• _Problem requirements_:
Extract the whole listing as it stands. Do not include the pictures.

start Data

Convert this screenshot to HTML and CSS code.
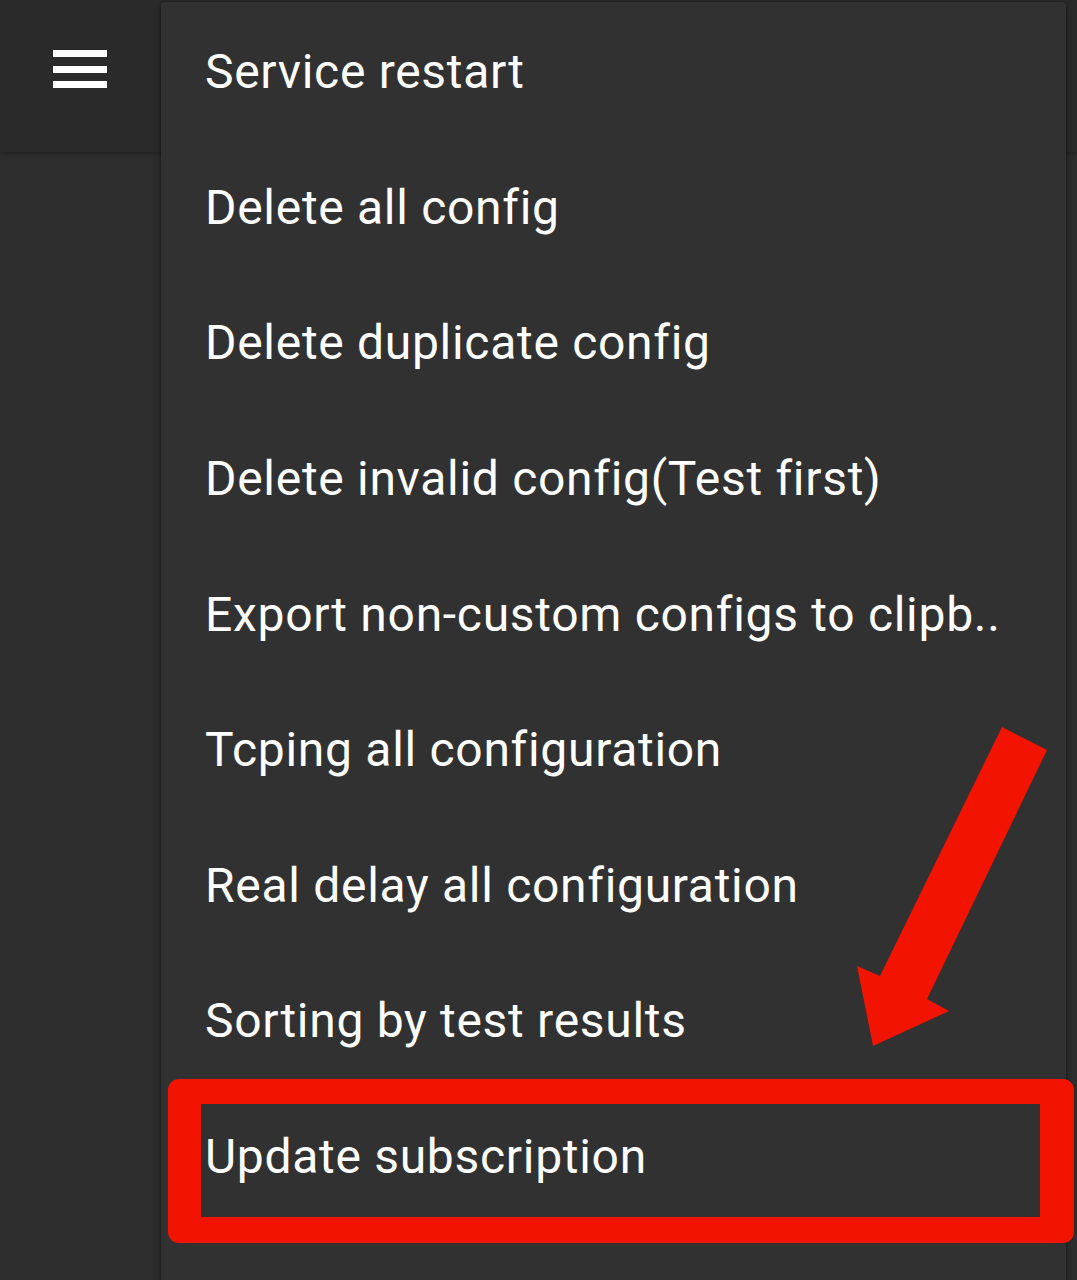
FILE: index.html
```html
<!DOCTYPE html>
<html>
<head>
<meta charset="utf-8">
<link rel="stylesheet" href="styles.css">
</head>
<body>
<div class="screen">
  <header class="appbar">
    <button class="menu-btn" aria-label="Menu">
      <svg width="54" height="38" viewBox="0 0 54 38"><rect x="0" y="0" width="54" height="7" fill="#fff"/><rect x="0" y="16" width="54" height="7" fill="#fff"/><rect x="0" y="31" width="54" height="7" fill="#fff"/></svg>
    </button>
  </header>
  <ul class="popup">
    <li class="item">Service restart</li>
    <li class="item">Delete all config</li>
    <li class="item">Delete duplicate config</li>
    <li class="item">Delete invalid config(Test first)</li>
    <li class="item">Export non-custom configs to clipb..</li>
    <li class="item">Tcping all configuration</li>
    <li class="item">Real delay all configuration</li>
    <li class="item">Sorting by test results</li>
    <li class="item">Update subscription</li>
  </ul>
  <div class="highlight"></div>
  <svg class="arrow" width="1077" height="1280" viewBox="0 0 1077 1280">
    <polygon points="1002,727 1047,750 927,999 949,1011 873,1046 857,966 880,976" fill="#f21300"/>
  </svg>
</div>
</body>
</html>
```
FILE: styles.css
```css
html, body {
  margin: 0;
  padding: 0;
}
body {
  background: #2d2d2d;
  font-family: Roboto, "Noto Sans", sans-serif;
  width: 1077px;
  height: 1280px;
  overflow: hidden;
}
.screen {
  position: relative;
  width: 1077px;
  height: 1280px;
}
.appbar {
  height: 152px;
  background: #2a2a2a;
  box-shadow: 0 2px 4px rgba(0,0,0,0.25);
  display: flex;
  align-items: flex-start;
}
.menu-btn {
  background: none;
  border: 0;
  padding: 0;
  margin: 50px 0 0 53px;
  width: 54px;
  height: 38px;
  display: block;
}
.menu-btn svg { display: block; }
.popup {
  position: absolute;
  left: 161px;
  top: 2px;
  width: 905px;
  height: 1290px;
  margin: 0;
  padding: 2px 0 0 0;
  list-style: none;
  background: #313131;
  border-radius: 4px;
  box-shadow: 0 2px 6px rgba(0,0,0,0.35), 0 0 3px rgba(0,0,0,0.3);
  box-sizing: border-box;
}
.item {
  height: 135.6px;
  display: flex;
  align-items: center;
  padding-left: 44px;
  color: #ffffff;
  font-size: 48px;
  letter-spacing: 0.7px;
  white-space: nowrap;
}
.highlight {
  position: absolute;
  left: 168px;
  top: 1079px;
  width: 906px;
  height: 164px;
  box-sizing: border-box;
  border-style: solid;
  border-color: #f21300;
  border-width: 25px 34px 26px 33px;
  border-radius: 11px;
}
.arrow {
  position: absolute;
  left: 0;
  top: 0;
  pointer-events: none;
}
```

end Data

• _Exercise solution_:
Convert this screenshot to HTML and CSS code.
FILE: index.html
```html
<!DOCTYPE html>
<html>
<head>
<meta charset="utf-8">
<link rel="stylesheet" href="styles.css">
</head>
<body>
<div class="screen">
  <header class="appbar">
    <button class="menu-btn" aria-label="Menu">
      <svg width="54" height="38" viewBox="0 0 54 38"><rect x="0" y="0" width="54" height="7" fill="#fff"/><rect x="0" y="16" width="54" height="7" fill="#fff"/><rect x="0" y="31" width="54" height="7" fill="#fff"/></svg>
    </button>
  </header>
  <ul class="popup">
    <li class="item">Service restart</li>
    <li class="item">Delete all config</li>
    <li class="item">Delete duplicate config</li>
    <li class="item">Delete invalid config(Test first)</li>
    <li class="item">Export non-custom configs to clipb..</li>
    <li class="item">Tcping all configuration</li>
    <li class="item">Real delay all configuration</li>
    <li class="item">Sorting by test results</li>
    <li class="item">Update subscription</li>
  </ul>
  <div class="highlight"></div>
  <svg class="arrow" width="1077" height="1280" viewBox="0 0 1077 1280">
    <polygon points="1002,727 1047,750 927,999 949,1011 873,1046 857,966 880,976" fill="#f21300"/>
  </svg>
</div>
</body>
</html>
```
FILE: styles.css
```css
html, body {
  margin: 0;
  padding: 0;
}
body {
  background: #2d2d2d;
  font-family: Roboto, "Noto Sans", sans-serif;
  width: 1077px;
  height: 1280px;
  overflow: hidden;
}
.screen {
  position: relative;
  width: 1077px;
  height: 1280px;
}
.appbar {
  height: 152px;
  background: #2a2a2a;
  box-shadow: 0 2px 4px rgba(0,0,0,0.25);
  display: flex;
  align-items: flex-start;
}
.menu-btn {
  background: none;
  border: 0;
  padding: 0;
  margin: 50px 0 0 53px;
  width: 54px;
  height: 38px;
  display: block;
}
.menu-btn svg { display: block; }
.popup {
  position: absolute;
  left: 161px;
  top: 2px;
  width: 905px;
  height: 1290px;
  margin: 0;
  padding: 2px 0 0 0;
  list-style: none;
  background: #313131;
  border-radius: 4px;
  box-shadow: 0 2px 6px rgba(0,0,0,0.35), 0 0 3px rgba(0,0,0,0.3);
  box-sizing: border-box;
}
.item {
  height: 135.6px;
  display: flex;
  align-items: center;
  padding-left: 44px;
  color: #ffffff;
  font-size: 48px;
  letter-spacing: 0.7px;
  white-space: nowrap;
}
.highlight {
  position: absolute;
  left: 168px;
  top: 1079px;
  width: 906px;
  height: 164px;
  box-sizing: border-box;
  border-style: solid;
  border-color: #f21300;
  border-width: 25px 34px 26px 33px;
  border-radius: 11px;
}
.arrow {
  position: absolute;
  left: 0;
  top: 0;
  pointer-events: none;
}
```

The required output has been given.